The request: Look through the data below. Show each line where the string "with" occurs.

Supplied information:
......

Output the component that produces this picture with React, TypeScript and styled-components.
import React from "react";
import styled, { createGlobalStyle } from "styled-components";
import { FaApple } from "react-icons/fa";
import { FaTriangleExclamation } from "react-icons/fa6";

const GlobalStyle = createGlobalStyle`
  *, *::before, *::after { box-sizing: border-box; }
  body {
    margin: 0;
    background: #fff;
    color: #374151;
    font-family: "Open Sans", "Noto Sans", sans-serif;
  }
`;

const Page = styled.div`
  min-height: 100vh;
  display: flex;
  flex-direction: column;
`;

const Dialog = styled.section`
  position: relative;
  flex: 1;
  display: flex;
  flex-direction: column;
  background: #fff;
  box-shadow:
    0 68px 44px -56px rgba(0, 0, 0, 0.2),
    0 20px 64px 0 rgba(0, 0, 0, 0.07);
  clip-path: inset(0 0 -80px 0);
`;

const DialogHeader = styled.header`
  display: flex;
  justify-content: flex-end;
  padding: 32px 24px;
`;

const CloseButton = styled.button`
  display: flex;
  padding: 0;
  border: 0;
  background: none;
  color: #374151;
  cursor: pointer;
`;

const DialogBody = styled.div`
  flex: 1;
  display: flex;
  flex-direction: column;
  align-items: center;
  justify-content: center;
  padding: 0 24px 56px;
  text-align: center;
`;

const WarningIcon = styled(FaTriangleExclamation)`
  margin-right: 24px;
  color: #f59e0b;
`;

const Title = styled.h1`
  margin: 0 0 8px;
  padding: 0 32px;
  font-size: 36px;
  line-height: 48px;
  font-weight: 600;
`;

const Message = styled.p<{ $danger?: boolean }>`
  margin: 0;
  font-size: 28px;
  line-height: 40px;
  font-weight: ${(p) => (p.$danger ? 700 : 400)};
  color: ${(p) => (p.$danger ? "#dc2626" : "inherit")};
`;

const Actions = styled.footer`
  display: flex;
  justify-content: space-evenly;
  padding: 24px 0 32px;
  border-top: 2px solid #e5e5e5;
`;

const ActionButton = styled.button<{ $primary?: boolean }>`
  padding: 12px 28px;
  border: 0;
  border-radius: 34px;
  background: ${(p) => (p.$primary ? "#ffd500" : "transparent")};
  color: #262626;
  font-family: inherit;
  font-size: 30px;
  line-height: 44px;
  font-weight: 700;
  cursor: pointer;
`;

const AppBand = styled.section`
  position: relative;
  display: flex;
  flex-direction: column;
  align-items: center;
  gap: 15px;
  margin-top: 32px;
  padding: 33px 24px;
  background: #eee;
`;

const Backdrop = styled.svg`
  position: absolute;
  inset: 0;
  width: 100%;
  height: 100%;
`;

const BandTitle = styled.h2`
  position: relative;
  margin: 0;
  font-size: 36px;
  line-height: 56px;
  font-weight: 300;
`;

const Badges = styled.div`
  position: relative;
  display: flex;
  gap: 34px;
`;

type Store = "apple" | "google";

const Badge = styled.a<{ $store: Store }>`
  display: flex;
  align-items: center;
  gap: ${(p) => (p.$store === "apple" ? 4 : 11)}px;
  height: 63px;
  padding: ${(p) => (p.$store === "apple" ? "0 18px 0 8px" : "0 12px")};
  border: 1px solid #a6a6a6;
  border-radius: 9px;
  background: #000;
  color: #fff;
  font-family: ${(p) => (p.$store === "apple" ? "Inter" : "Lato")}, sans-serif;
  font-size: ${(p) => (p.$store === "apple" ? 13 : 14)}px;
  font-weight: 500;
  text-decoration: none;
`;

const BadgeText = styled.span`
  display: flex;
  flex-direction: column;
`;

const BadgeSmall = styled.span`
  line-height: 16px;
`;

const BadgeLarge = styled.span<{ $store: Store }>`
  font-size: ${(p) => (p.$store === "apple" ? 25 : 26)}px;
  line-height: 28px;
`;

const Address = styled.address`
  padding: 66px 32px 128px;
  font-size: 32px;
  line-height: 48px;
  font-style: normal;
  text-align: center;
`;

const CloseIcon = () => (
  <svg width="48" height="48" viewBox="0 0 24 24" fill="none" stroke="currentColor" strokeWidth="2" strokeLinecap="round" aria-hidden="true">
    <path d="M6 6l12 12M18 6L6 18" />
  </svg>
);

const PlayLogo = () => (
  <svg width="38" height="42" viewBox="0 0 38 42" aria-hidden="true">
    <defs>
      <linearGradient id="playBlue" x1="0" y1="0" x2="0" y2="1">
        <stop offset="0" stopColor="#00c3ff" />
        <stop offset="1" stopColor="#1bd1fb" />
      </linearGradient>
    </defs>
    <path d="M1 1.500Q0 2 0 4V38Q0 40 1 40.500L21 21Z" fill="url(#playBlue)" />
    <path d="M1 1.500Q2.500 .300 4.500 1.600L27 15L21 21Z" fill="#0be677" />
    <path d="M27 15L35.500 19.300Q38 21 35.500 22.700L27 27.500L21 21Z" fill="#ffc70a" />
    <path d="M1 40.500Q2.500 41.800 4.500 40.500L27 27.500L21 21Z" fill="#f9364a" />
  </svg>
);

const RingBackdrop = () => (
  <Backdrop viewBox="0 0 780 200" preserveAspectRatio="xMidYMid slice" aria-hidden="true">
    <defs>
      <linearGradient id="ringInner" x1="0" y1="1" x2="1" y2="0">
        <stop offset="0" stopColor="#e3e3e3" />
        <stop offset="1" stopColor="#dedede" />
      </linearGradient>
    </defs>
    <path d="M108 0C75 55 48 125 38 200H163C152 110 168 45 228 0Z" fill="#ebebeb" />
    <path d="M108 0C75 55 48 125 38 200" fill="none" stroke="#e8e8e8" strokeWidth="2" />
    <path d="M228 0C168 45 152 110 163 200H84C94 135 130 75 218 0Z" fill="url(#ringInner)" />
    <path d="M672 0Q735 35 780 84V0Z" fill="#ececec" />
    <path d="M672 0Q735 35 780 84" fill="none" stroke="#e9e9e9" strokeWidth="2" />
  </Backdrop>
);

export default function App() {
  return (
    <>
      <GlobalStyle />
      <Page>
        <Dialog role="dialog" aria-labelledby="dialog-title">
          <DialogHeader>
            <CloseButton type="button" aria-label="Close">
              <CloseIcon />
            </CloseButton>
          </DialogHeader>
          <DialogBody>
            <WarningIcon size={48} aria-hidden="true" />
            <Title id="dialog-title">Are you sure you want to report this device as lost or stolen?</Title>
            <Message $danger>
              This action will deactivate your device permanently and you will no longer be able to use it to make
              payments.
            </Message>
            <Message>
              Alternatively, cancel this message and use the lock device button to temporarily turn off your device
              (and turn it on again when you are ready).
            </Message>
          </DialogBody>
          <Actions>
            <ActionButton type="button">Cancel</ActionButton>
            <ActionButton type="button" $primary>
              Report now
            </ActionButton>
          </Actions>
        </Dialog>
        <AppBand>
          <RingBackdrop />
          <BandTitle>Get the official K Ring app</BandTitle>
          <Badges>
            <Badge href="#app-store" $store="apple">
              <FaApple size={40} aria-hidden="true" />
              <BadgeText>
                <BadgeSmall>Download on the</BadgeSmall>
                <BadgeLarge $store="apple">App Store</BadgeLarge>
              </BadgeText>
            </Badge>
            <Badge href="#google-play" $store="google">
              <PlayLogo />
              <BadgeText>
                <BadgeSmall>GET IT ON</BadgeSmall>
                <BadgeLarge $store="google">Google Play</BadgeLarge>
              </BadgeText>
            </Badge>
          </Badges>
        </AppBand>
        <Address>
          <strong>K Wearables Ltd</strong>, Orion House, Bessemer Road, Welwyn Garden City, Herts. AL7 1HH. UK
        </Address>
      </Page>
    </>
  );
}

......

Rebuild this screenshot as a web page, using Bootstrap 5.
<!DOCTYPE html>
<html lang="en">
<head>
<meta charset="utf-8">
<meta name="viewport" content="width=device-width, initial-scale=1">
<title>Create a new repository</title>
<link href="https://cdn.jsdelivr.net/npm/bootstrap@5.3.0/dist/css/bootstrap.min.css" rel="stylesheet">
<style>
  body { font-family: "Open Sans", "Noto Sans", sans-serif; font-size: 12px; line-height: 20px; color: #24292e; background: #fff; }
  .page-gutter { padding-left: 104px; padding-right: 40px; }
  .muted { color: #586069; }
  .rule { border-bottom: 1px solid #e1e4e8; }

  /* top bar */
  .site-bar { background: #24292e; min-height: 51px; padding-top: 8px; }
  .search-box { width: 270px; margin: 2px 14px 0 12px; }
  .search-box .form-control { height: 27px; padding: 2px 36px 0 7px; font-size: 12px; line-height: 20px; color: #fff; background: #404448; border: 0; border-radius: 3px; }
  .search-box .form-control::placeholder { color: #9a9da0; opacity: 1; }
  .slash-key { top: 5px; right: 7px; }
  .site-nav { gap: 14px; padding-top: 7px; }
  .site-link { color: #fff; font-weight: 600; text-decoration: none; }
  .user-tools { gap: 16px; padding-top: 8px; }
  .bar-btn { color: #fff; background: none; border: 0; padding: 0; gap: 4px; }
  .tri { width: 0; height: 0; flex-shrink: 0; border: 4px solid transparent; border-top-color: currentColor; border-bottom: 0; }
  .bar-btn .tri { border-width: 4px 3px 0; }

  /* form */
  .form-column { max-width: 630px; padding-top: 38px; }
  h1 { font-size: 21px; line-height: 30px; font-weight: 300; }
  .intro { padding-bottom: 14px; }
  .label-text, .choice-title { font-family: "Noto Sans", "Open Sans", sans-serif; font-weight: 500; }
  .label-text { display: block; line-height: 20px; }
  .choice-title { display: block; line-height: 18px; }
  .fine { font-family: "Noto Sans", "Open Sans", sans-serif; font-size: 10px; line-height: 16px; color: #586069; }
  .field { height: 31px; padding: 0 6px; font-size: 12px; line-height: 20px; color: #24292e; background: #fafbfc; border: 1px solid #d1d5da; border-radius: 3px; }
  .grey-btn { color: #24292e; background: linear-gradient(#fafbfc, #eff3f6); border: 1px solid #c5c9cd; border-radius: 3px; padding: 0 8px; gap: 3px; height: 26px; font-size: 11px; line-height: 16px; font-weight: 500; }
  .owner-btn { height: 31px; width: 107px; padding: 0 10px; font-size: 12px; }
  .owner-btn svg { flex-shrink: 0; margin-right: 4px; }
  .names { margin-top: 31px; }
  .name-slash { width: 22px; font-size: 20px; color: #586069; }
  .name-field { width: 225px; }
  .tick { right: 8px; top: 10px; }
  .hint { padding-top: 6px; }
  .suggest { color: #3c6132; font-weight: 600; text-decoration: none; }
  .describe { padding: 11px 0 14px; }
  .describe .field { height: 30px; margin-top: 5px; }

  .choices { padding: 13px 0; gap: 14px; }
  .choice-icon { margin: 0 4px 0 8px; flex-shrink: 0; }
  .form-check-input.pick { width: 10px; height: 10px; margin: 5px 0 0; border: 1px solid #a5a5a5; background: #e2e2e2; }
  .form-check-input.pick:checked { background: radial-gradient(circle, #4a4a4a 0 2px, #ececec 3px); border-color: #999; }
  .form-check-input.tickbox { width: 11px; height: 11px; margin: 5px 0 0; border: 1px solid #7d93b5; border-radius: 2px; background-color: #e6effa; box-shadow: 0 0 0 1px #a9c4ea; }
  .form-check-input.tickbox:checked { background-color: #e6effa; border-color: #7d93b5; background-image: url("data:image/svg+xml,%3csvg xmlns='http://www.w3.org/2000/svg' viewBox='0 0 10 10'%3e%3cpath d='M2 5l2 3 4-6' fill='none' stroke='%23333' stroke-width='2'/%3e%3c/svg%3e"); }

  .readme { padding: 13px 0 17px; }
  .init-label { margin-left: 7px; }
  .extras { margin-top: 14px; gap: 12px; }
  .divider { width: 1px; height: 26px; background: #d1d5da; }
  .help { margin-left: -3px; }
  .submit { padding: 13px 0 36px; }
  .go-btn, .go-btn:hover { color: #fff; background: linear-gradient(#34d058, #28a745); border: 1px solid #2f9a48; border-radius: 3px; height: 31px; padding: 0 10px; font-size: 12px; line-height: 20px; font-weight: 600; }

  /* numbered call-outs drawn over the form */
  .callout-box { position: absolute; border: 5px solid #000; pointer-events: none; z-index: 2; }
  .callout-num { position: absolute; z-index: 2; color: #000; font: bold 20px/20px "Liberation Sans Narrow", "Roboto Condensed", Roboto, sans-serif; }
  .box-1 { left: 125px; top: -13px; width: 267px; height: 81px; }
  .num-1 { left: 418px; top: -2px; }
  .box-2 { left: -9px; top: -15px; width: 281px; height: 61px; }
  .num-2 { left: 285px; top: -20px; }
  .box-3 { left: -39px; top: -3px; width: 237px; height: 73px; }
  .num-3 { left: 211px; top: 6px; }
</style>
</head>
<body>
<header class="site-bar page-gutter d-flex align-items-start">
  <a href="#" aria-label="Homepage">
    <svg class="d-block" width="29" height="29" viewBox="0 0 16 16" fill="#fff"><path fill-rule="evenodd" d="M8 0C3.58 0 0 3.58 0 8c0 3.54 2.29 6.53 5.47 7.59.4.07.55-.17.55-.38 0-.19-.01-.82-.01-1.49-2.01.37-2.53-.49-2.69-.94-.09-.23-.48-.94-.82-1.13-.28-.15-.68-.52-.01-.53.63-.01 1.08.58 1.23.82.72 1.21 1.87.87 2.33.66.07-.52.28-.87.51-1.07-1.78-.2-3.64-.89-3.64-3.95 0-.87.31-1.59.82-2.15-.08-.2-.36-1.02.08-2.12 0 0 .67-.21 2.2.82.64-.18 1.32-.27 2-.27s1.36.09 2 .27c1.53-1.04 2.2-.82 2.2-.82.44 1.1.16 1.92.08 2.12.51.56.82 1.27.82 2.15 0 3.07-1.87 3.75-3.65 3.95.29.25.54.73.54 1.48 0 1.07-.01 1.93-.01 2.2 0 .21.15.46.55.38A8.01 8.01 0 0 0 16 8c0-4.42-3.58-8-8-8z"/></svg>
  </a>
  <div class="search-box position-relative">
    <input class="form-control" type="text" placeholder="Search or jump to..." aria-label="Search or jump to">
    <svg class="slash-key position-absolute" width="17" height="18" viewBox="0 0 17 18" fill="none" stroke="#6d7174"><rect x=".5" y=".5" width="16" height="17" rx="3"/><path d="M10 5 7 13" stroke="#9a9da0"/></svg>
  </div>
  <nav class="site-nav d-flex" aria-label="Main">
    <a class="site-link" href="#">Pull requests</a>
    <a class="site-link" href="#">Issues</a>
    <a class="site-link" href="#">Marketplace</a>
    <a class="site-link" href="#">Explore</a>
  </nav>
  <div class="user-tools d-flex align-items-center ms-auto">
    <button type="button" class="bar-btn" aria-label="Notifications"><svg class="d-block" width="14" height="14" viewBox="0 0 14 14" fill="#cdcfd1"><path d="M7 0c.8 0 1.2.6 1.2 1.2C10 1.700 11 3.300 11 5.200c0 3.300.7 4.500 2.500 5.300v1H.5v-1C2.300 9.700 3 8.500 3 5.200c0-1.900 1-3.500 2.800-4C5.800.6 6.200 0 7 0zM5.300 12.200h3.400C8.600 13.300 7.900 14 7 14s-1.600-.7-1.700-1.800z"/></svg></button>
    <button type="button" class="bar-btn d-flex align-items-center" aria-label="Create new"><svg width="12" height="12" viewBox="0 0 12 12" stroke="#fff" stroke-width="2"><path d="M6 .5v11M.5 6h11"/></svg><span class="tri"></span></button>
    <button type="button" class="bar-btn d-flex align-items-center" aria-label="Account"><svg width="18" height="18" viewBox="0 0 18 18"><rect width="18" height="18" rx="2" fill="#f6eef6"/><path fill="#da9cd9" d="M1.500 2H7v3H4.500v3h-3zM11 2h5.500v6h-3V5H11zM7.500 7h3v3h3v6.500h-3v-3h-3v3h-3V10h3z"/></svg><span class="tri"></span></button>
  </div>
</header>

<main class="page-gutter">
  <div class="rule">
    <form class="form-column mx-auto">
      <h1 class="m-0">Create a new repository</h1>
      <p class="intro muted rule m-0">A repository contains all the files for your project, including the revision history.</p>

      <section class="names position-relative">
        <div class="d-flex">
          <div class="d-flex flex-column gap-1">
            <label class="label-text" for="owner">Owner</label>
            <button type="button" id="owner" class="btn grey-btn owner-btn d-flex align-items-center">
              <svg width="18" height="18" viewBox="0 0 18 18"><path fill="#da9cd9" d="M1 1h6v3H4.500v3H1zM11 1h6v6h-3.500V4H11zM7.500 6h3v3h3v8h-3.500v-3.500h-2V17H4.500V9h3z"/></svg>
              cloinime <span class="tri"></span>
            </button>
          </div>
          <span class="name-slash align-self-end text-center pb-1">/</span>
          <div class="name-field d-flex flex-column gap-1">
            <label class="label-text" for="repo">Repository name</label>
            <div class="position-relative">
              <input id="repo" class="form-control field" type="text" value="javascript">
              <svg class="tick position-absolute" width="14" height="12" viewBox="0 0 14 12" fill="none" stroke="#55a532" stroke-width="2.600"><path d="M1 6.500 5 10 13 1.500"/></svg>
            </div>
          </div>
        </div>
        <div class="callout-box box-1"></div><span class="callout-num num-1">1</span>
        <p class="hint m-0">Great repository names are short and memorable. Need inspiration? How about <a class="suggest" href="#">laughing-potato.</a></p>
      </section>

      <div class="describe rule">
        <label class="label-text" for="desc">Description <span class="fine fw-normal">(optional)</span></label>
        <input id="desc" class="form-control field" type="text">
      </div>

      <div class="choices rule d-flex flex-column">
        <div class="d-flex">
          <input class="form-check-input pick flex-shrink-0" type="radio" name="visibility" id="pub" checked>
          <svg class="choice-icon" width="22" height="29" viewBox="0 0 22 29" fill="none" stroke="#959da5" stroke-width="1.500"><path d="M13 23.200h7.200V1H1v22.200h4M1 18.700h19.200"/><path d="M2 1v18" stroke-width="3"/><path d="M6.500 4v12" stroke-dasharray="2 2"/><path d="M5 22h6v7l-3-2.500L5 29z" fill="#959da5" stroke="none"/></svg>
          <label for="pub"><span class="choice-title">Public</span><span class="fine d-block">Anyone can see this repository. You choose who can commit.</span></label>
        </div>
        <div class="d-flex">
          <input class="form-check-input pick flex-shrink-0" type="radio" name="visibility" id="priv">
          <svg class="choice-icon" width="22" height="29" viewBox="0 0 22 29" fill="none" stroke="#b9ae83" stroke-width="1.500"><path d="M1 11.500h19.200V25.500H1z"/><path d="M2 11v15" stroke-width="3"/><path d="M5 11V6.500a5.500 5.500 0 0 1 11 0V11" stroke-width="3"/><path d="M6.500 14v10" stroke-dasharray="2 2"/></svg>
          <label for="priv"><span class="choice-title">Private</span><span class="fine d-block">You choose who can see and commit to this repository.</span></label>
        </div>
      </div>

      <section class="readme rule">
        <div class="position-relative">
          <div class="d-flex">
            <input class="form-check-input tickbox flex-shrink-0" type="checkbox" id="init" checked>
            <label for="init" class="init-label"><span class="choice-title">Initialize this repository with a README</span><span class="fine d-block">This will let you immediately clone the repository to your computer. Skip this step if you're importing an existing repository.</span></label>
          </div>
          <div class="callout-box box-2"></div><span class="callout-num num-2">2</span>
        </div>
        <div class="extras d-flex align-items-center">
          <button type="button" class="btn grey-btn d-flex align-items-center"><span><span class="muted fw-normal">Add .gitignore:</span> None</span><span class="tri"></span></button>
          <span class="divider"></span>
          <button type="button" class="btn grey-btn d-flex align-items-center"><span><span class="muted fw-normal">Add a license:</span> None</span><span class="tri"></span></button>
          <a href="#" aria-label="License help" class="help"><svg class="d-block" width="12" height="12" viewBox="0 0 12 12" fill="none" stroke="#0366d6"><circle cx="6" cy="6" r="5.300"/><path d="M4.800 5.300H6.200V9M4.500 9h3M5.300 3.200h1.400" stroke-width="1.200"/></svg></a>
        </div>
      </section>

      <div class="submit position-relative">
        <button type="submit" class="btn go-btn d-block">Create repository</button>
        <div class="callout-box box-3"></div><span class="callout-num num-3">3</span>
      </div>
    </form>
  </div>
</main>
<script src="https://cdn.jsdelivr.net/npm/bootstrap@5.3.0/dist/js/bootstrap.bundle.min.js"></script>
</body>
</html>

......

Solved problem:
Output the component that produces this picture with React, TypeScript and styled-components.
            <label for="init" class="init-label"><span class="choice-title">Initialize this repository with a README</span><span class="fine d-block">This will let you immediately clone the repository to your computer. Skip this step if you're importing an existing repository.</span></label>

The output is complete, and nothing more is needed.